Radares da música pop de seu tempo, a dupla Tracey e Watt não parou em "Amplified..." e seguiu cumprindo se papel simbólico. Durante a gravação de “Amplified Heart”, Thorn e Watt escreveram letras e músicas para duas faixas do segundo álbum dos conterrâneos Massive Attack, que representam o que há de mais hype na música dos anos 90. Thorn faz os vocais em ambas as faixas, sendo uma delas o single "Protection", uma obra-prima que alcançou a posição 14 no top 40 e colocou o disco entre os 4 mais vendidos do Reino Unido. Pela EBTG, vieram na sequência ótimos discos: o assumidamente clubber “Walking Wounded”, de 1998, e o experimental “Temperamental”, de 1999, onde efetivam a incorporação de estilos como o trip hop, o drum'n'bass e a dance music.
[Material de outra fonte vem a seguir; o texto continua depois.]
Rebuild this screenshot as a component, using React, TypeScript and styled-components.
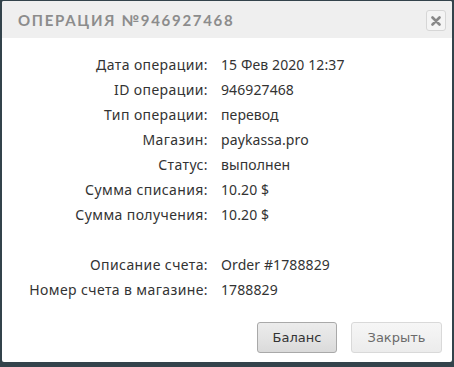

Sempre assumindo a função de totens das referências e tendências estético-sonoras, a banda pode por este aspecto ser considerada, sim, a grande banda pop em atividade, seja por sua atuação protagonista como pela de resguardo do legado do que Beatles, Bowie, Grace, Prince, Nile e diversos outros deixaram. A EBTG atingiu o ápice da música pop? Claro, que não. Exagero meu. Mas enquanto os estou ouvindo meu coração se amplifica e tem a clara certeza disso.